The court further observed that unnecessary, close scrutiny of minute details of the tender contracts by the writ courts, contrary to the view of the tendering authority, makes awarding of contracts by Government and Public Sectors a cumbersome exercise, with long drawn out litigation at the threshold. "The private sector is competing often in the same field. Promptness and efficiency levels in private contracts, thus, often tend to make the tenders of the public sector a non-competitive exercise. This works to a great disadvantage to the Government and the Public Sector.", the Court added.

Referring to some earlier judgments, the bench highlighted some principles to be followed while adjudicating a writ petition against tender contracts.

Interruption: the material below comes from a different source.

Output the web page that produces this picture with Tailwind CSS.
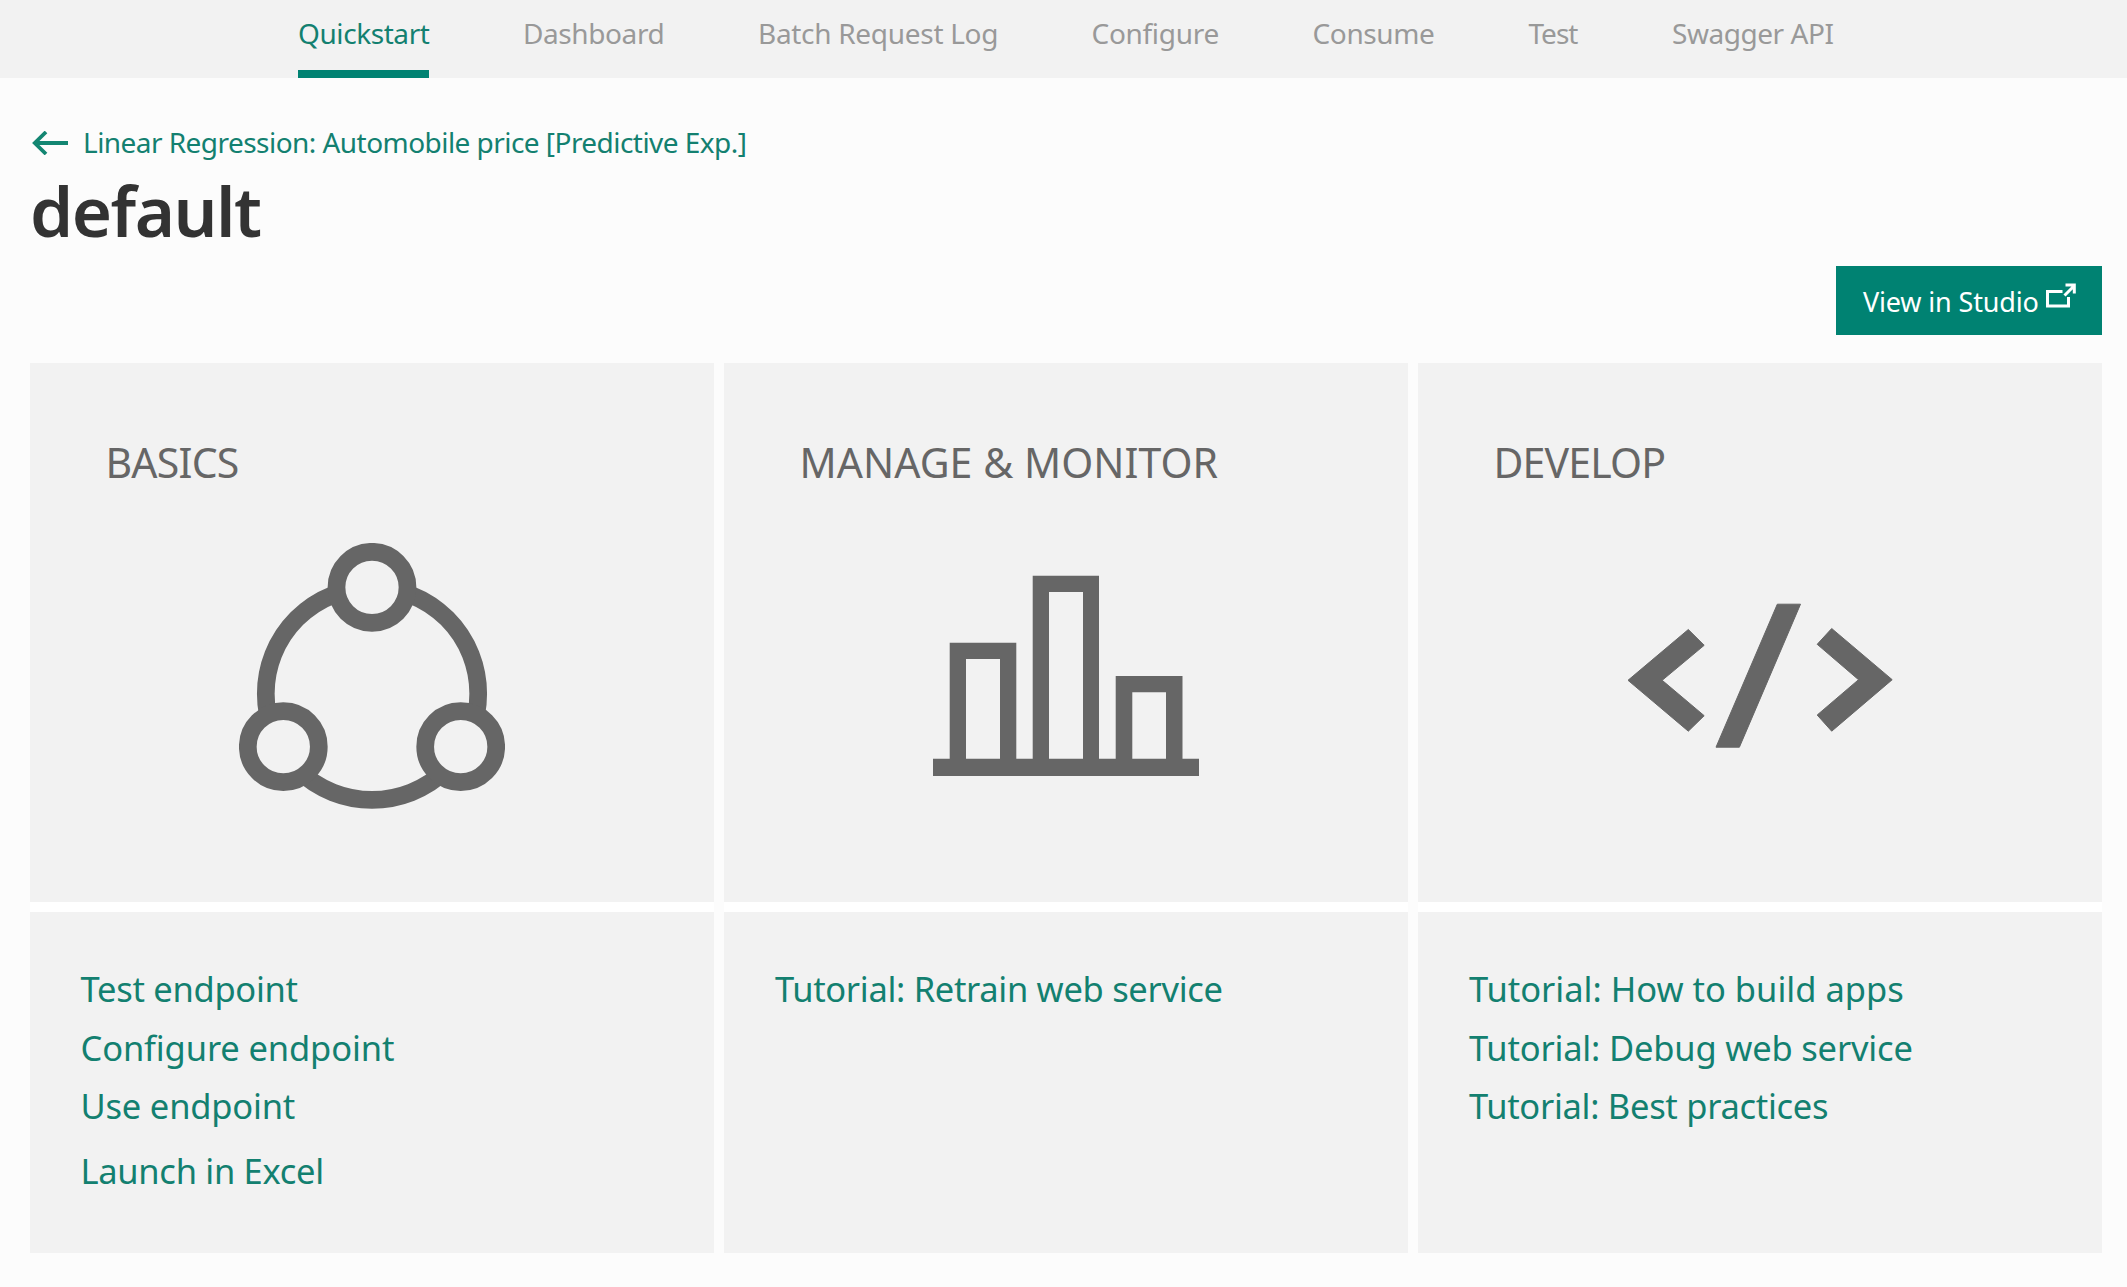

  • Interference is permissible only if the decision making process is arbitrary or irrational to an extent that no responsible authority, acting reasonably and in accordance with law, could have reached such a decision.
  • Constitutional Courts are expected to exercise restraint in interfering with the administrative decision and ought not to substitute their view for that of the administrative authority. Mere disagreement with the decision making process would not suffice.
  • Author of the document is the best person to understand and appreciate its requirements. It is possible that the author of the tender may give an interpretation that is not acceptable to the Constitutional Court, but that itself would not be a reason for interfering with the interpretation given.
  • The court further observed:

    "We have considered it appropriate to, once again, emphasise the aforesaid aspects, especially in the context of endeavours of courts to give their own interpretation to contracts, more specifically tender terms, at the behest of a third party competing for the tender, rather than what is propounded by the party framing the tender. The object cannot be that in every contract, where some parties would lose out, they should get the opportunity to somehow pick holes, to disqualify the successful parties, on grounds on which even the party floating the tender finds no merit"

    The bench was considering an appeal against the High Court order in a writ petition concerning an issue related to an e-public tender floated by Hindustan Petroleum Corporation Limited for setting up call centres for receiving, recording and replying to information enquiries and complaints from LPG customers of IOC/HPC/BPC.